Can I use kafka over Internet?
Master System Design with Codemia
Enhance your system design skills with over 120 practice problems, detailed solutions, and hands-on exercises.
Apache Kafka is a distributed streaming platform initially built by LinkedIn and later open-sourced under the Apache Foundation. It is widely known for its high throughput, reliability, and horizontal scalability. Kafka is traditionally employed within data centers or cloud environments where it can benefit from fast internal networks and relatively secure environments. However, with the rise of distributed applications requiring communication across different data centers and even across the internet, you may wonder if you can use Kafka over the internet.

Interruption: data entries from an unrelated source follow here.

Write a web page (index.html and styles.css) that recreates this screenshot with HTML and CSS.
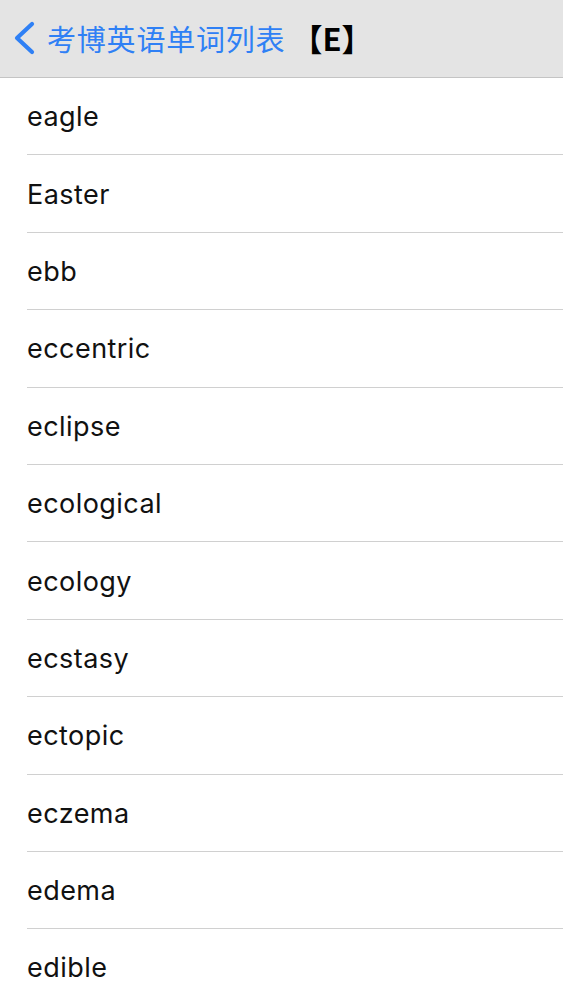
FILE: index.html
```html
<!DOCTYPE html>
<html lang="zh-CN">
<head>
<meta charset="utf-8">
<link rel="stylesheet" href="styles.css">
</head>
<body>
<header class="nav">
  <svg class="back" width="26" height="34" viewBox="0 0 26 34"><path d="M20 3 L5 17 L20 31" fill="none" stroke="#2f80f5" stroke-width="4.2" stroke-linecap="round" stroke-linejoin="round"/></svg>
  <span class="title">考博英语单词列表</span>
  <span class="letter">【E】</span>
</header>
<ul class="list">
  <li>eagle</li>
  <li>Easter</li>
  <li>ebb</li>
  <li>eccentric</li>
  <li>eclipse</li>
  <li>ecological</li>
  <li>ecology</li>
  <li>ecstasy</li>
  <li>ectopic</li>
  <li>eczema</li>
  <li>edema</li>
  <li>edible</li>
</ul>
</body>
</html>
```
FILE: styles.css
```css
html, body { margin: 0; padding: 0; background: #fff; }
body { width: 563px; overflow: hidden; font-family: "Inter", "Noto Sans CJK SC", sans-serif; }
.nav {
  height: 78px;
  box-sizing: border-box;
  background: #e4e4e4;
  border-bottom: 1px solid #c4c4c4;
  display: flex;
  align-items: center;
  padding-left: 12px;
  padding-bottom: 2px;
}
.back { flex: none; margin-right: 9px; }
.title {
  font-family: "Noto Sans CJK SC", sans-serif;
  font-size: 29px;
  color: #2f80f5;
  letter-spacing: 0.8px;
}
.letter {
  font-family: "Noto Sans CJK SC", sans-serif;
  font-size: 31px;
  font-weight: 700;
  color: #000;
  margin-left: 6px;
}
.list { list-style: none; margin: 0; padding: 0 0 0 27px; }
.list li {
  height: 77.4px;
  box-sizing: border-box;
  border-bottom: 1px solid #d0d0d0;
  display: flex;
  align-items: center;
  font-size: 27px;
  letter-spacing: 0.45px;
  color: #111;
  padding-top: 1px;
}
```
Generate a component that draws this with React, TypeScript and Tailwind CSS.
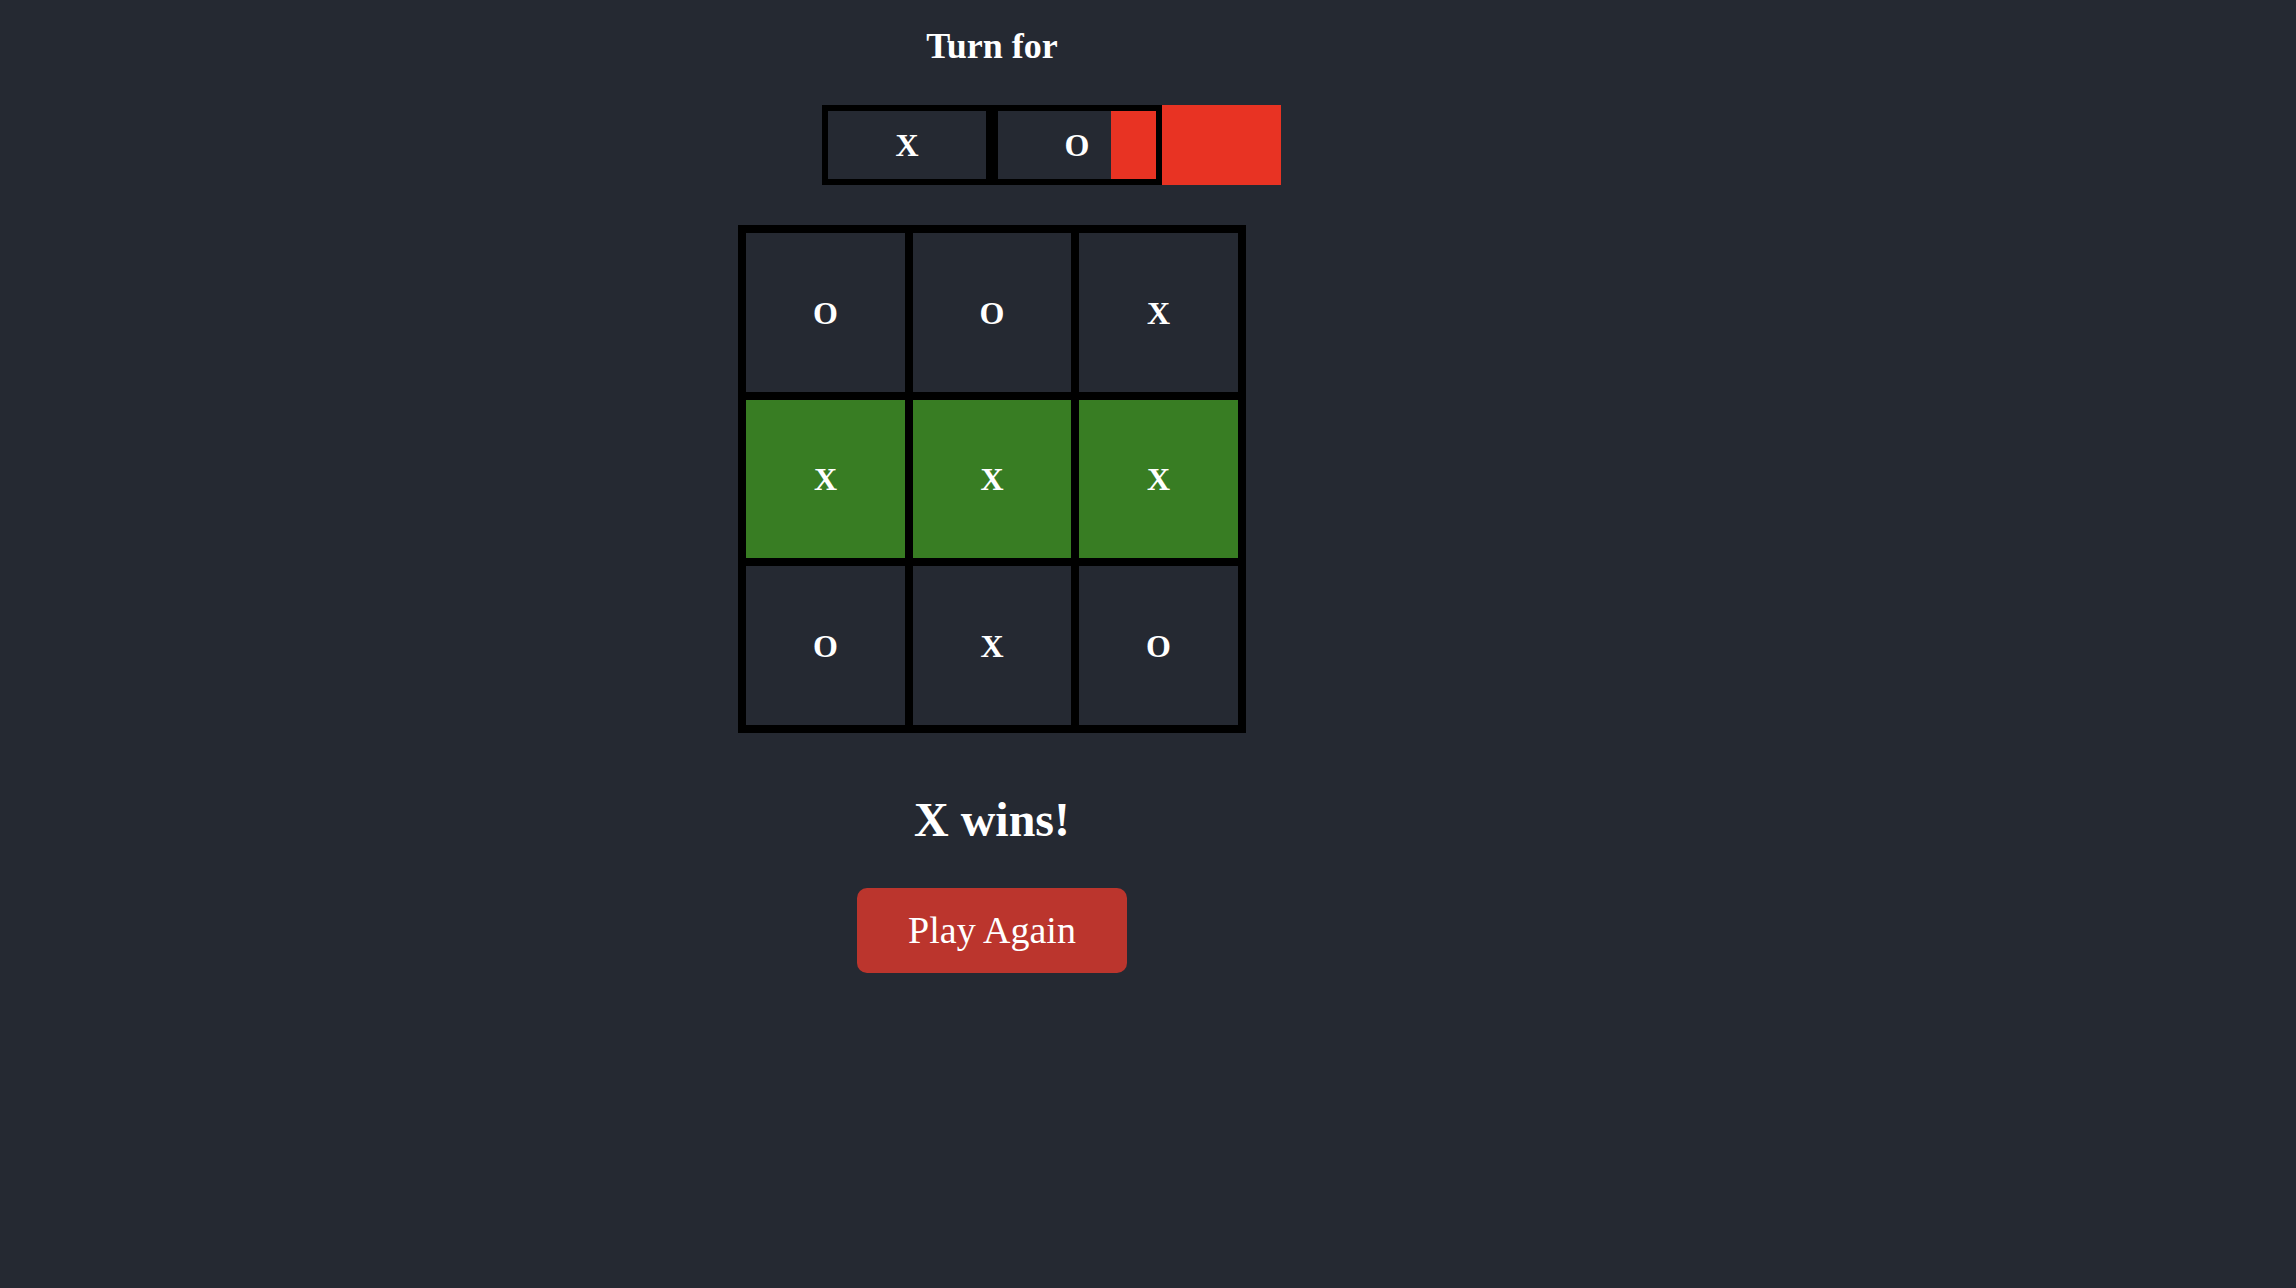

Using Kafka Over the Internet: Considerations and Challenges
When considering using Kafka over the internet, several factors must be taken into account:
- Security: Kafka provides built-in security features such as SSL/TLS for encryption of data in motion and Kerberos or SASL for authentication. These are critically important when exposing Kafka brokers to the internet to prevent unauthorized access and data breaches.
- Network Latency: Kafka is highly sensitive to network latency. High latencies, which are common over the internet, can significantly affect the performance of your Kafka setup.
- Network Reliability: The internet is less reliable compared to a private network in a cloud or data center. Network issues can lead to lost messages or duplicates, affecting the overall data integrity.
- Data Volume and Transfer Costs: Depending on where your Kafka cluster and consumers are located, transferring large volumes of data over the internet might lead to significant costs.
Solutions and Best Practices
To effectively use Kafka over the internet, consider implementing the following practices:
- Encryption and Authentication: Always use encryption (SSL/TLS) to protect data in transit. For client authentication, use SASL/SCRAM or mutual TLS. Configuring IP whitelisting and firewalls around your Kafka brokers can also enhance security.
- Reduced Latency Connections: Ideally, choose network paths with reduced latency. Utilizing content delivery networks (CDN) or dedicated network links can improve performance.
- Data Compression: Kafka supports data compression out of the box (e.g., gzip, snappy, LZ4). Compressing data before transmission can reduce the amount of data transmitted, thereby saving costs and decreasing latency.
- Geographical Distribution: Consider using a geographically distributed Kafka setup where each region has its own cluster. Use mirror makers or Apache Kafka’s own replication mechanisms to synchronize data across clusters. This limits the volume of cross-internet data flow and improves responsiveness.
- Monitoring and Logging: Continuous monitoring of Kafka cluster metrics and logging can help identify and troubleshoot issues quickly, minimizing downtime and ensuring the smooth operation of distributed applications.
Scenario Example
Consider a multinational corporation with branches in the US, Europe, and Asia, each with local processing needs, but also needing centralized data analysis. Deploying a Kafka cluster in each region, utilizing replication to synchronize crucial datasets, and using Kafka's security features to protect data in transit, can help leverage Kafka over the internet efficiently and securely.
Comparative Table: Intranet vs. Internet Kafka Usage
| Feature | Kafka over Intranet | Kafka over Internet |
| Latency | Typically low, resulting in minimal performance impacts. | Potentially high, can significantly affect performance. |
| Security Risks | Lower, as exposure is limited to within a secure network. | Higher, requires strict security measures. |
| Cost | Generally lower, due to absence of external data transfer costs | Potentially high due to data transfer costs. |
| Reliability | Higher, as internal networks are generally more stable. | Lower, dependent on the public internet stability. |
Concluding Remarks
While Kafka was not originally designed for use over the internet, it is adaptable enough to be configured securely and efficiently for such use cases. The challenges mainly revolve around security, data integrity, and network performance, but with proper architectural and security practices, Kafka can indeed be a robust solution for distributed system communications across the internet. For optimal results, detailed planning and continuous monitoring are key to mitigating the associated risks.